The International Monetary Fund (IMF) says Zimbabwe’s economy grew 6.3% in 2021 on the back of a bumper maize harvest, strong performance in mining, and buoyant construction.
Last year, the IMF had projected GDP growth at 5.1%, but on Thursday the Fund said that recovery had been faster than expected.
Zimbabwe’s economy contracted by 11.7 per cent between 2019 and 2020 due to Cyclone Idai, drought, and the COVID-19 pandemic as well policy missteps in 2019, according to the IMF.
In a statement after its latest routine Article IV consultation with Zimbabwe, the IMF executive board said:
Real GDP rose by 6.3% in 2021 reflecting a bumper maize harvest, strong pickup in mining, and buoyant construction.
A tighter policy stance since mid-2020 (relative to 2019) has contributed to lowering inflation to 60.7 per cent (y/y) at the end-2021.
Fiscal policy was tightened in 2020‑21, reflecting increased revenues and lowered spending.
The current account balance turned into a surplus during 2019-21, reflecting favourable metal prices, lower imports, and a surge in remittances.
The IMF however, noted that inflation has remained in double digits and wide parallel foreign exchange market premia have continued.
The fund also observed that poverty has risen and about a third of the population is at risk of food insecurity.
Zimbabwe’s economic recovery is expected to continue in 2022, with growth projected at about 3.5 per cent and 3 per cent over the medium term.
The IMF commended Zimbabwe for its response to the COVID-19 pandemic when it first emerged in 2019, saying this helped to reduce the impact of the pandemic.
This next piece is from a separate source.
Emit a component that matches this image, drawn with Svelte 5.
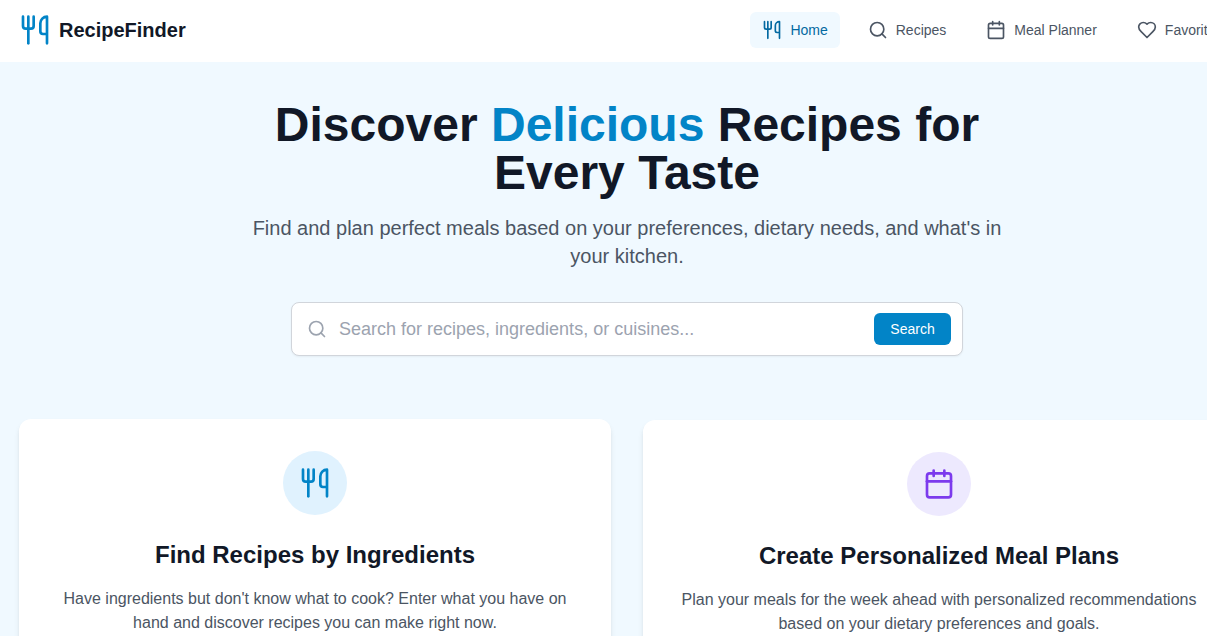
<script>
  const navItems = [
    { label: 'Home', icon: 'utensils', active: true },
    { label: 'Recipes', icon: 'search', active: false },
    { label: 'Meal Planner', icon: 'calendar', active: false },
    { label: 'Favorites', icon: 'heart', active: false }
  ];
</script>

{#snippet icon(name, size, cls)}
  <svg class={cls} width={size} height={size} viewBox="0 0 24 24" fill="none" stroke="currentColor" stroke-width="2" stroke-linecap="round" stroke-linejoin="round" aria-hidden="true">
    {#if name === 'utensils'}
      <path d="M3 2v7c0 1.1.9 2 2 2h4a2 2 0 0 0 2-2V2" />
      <path d="M7 2v20" />
      <path d="M21 15V2a5 5 0 0 0-5 5v6c0 1.1.9 2 2 2h3Zm0 0v7" />
    {:else if name === 'search'}
      <circle cx="11" cy="11" r="8" />
      <path d="m21 21-4.3-4.3" />
    {:else if name === 'calendar'}
      <path d="M8 2v4" />
      <path d="M16 2v4" />
      <rect width="18" height="18" x="3" y="4" rx="2" />
      <path d="M3 10h18" />
    {:else}
      <path d="M19 14c1.49-1.46 3-3.21 3-5.5A5.5 5.5 0 0 0 16.5 3c-1.76 0-3 .5-4.5 2-1.5-1.5-2.74-2-4.5-2A5.5 5.5 0 0 0 2 8.5c0 2.3 1.5 4.05 3 5.5l7 7Z" />
    {/if}
  </svg>
{/snippet}

<div class="viewport">
  <div class="page">
    <header class="topbar">
      <a class="brand" href="#home">
        {@render icon('utensils', 32, 'brand-icon')}
        <span>RecipeFinder</span>
      </a>
      <nav class="nav">
        {#each navItems as item}
          <a class="nav-link" class:active={item.active} href="#{item.label}">
            {@render icon(item.icon, 20, '')}
            <span>{item.label}</span>
          </a>
        {/each}
      </nav>
    </header>

    <main class="main">
      <section class="hero">
        <h1>Discover <span class="accent">Delicious</span> Recipes for Every Taste</h1>
        <p class="lead">Find and plan perfect meals based on your preferences, dietary needs, and what's in your kitchen.</p>
        <form class="search" onsubmit={(e) => e.preventDefault()}>
          {@render icon('search', 20, 'search-icon')}
          <input type="text" placeholder="Search for recipes, ingredients, or cuisines..." />
          <button type="submit">Search</button>
        </form>
      </section>

      <section class="cards">
        <article class="card">
          <div class="badge blue">{@render icon('utensils', 32, '')}</div>
          <h2>Find Recipes by Ingredients</h2>
          <p>Have ingredients but don't know what to cook? Enter what you have on hand and discover recipes you can make right now.</p>
        </article>
        <article class="card second">
          <div class="badge purple">{@render icon('calendar', 32, '')}</div>
          <h2>Create Personalized Meal Plans</h2>
          <p>Plan your meals for the week ahead with personalized recommendations based on your dietary preferences and goals.</p>
        </article>
      </section>
    </main>
  </div>
</div>

<style>
  :global(body) {
    margin: 0;
    background: #f0f9ff;
  }

  .viewport {
    width: 1207px;
    height: 636px;
    overflow: hidden;
  }

  .page {
    width: 1254px;
    font-family: "Liberation Sans", Arial, sans-serif;
    color: #111827;
  }

  .topbar {
    height: 62px;
    box-sizing: border-box;
    padding: 0 19.6px 2px 19px;
    display: flex;
    align-items: center;
    justify-content: space-between;
    background: #fff;
  }

  .brand {
    display: flex;
    align-items: center;
    gap: 8px;
    text-decoration: none;
    color: #111827;
    font-size: 20px;
    font-weight: 700;
  }

  .brand :global(.brand-icon) {
    color: #0284c7;
  }

  .nav {
    display: flex;
    gap: 16px;
  }

  .nav-link {
    display: flex;
    align-items: center;
    gap: 8px;
    height: 36px;
    padding: 0 12px;
    border-radius: 6px;
    font-size: 14px;
    color: #4b5563;
    text-decoration: none;
  }

  .nav-link.active {
    background: #f0f9ff;
    color: #0369a1;
  }

  .main {
    padding: 39px 19px 0;
  }

  .hero {
    text-align: center;
  }

  h1 {
    margin: 0 auto;
    max-width: 768px;
    font-size: 48px;
    line-height: 48px;
    font-weight: 700;
    color: #111827;
  }

  .accent {
    color: #0284c7;
  }

  .lead {
    margin: 17px auto 0;
    max-width: 768px;
    font-size: 20px;
    line-height: 28px;
    color: #4b5563;
  }

  .search {
    margin: 32px auto 0;
    width: 672px;
    height: 54px;
    box-sizing: border-box;
    padding: 0 11px 0 15px;
    display: flex;
    align-items: center;
    gap: 12px;
    background: #fff;
    border: 1px solid #d1d5db;
    border-radius: 8px;
    box-shadow: 0 1px 2px rgba(0, 0, 0, 0.05);
  }

  .search :global(.search-icon) {
    color: #9ca3af;
    flex: none;
  }

  input {
    flex: 1;
    min-width: 0;
    border: 0;
    outline: 0;
    padding: 0;
    background: transparent;
    font: inherit;
    font-size: 18px;
    color: #111827;
  }

  input::placeholder {
    color: #9ca3af;
    opacity: 1;
  }

  button {
    flex: none;
    width: 77px;
    height: 32px;
    border: 0;
    border-radius: 6px;
    background: #0284c7;
    color: #fff;
    font: inherit;
    font-size: 14px;
  }

  .cards {
    margin-top: 63px;
    display: grid;
    grid-template-columns: 1fr 1fr;
    gap: 32px;
    align-items: start;
  }

  .card {
    padding: 32px;
    background: #fff;
    border-radius: 12px;
    box-shadow: 0 4px 6px -1px rgba(0, 0, 0, 0.1), 0 2px 4px -2px rgba(0, 0, 0, 0.1);
    text-align: center;
  }

  .second {
    margin-top: 1px;
  }

  .badge {
    width: 64px;
    height: 64px;
    margin: 0 auto 24px;
    border-radius: 50%;
    display: flex;
    align-items: center;
    justify-content: center;
  }

  .blue {
    background: #e0f2fe;
    color: #0284c7;
  }

  .purple {
    background: #ede9fe;
    color: #7c3aed;
  }

  h2 {
    margin: 0 0 16px;
    font-size: 24px;
    line-height: 32px;
    font-weight: 700;
    color: #111827;
  }

  .card p {
    margin: 0;
    font-size: 16px;
    line-height: 24px;
    color: #4b5563;
  }
</style>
The IMF said:
The authorities’ swift response to the pandemic, including through containment measures and economic and social support, helped contain its adverse impact.
Recommendations by the IMF to Zimbabwean authorities
- implement the necessary reforms that would foster higher, more inclusive growth and pave the way for reengagement with the international community.
- enhance revenue mobilization, including broadening the tax base and improving tax administration and compliance.
- accelerating reforms of state-owned enterprises and enhancing fiscal controls will be critical to limit fiscal risks.
- use the SDR allocation prudently and transparently.
- enhance debt management and transparency.
- increase the operational independence of the central bank, discontinue its quasi-fiscal operations, and improve its coordination with the fiscal authorities
- prioritise structural reforms to improve the business climate and build resilience to climate change.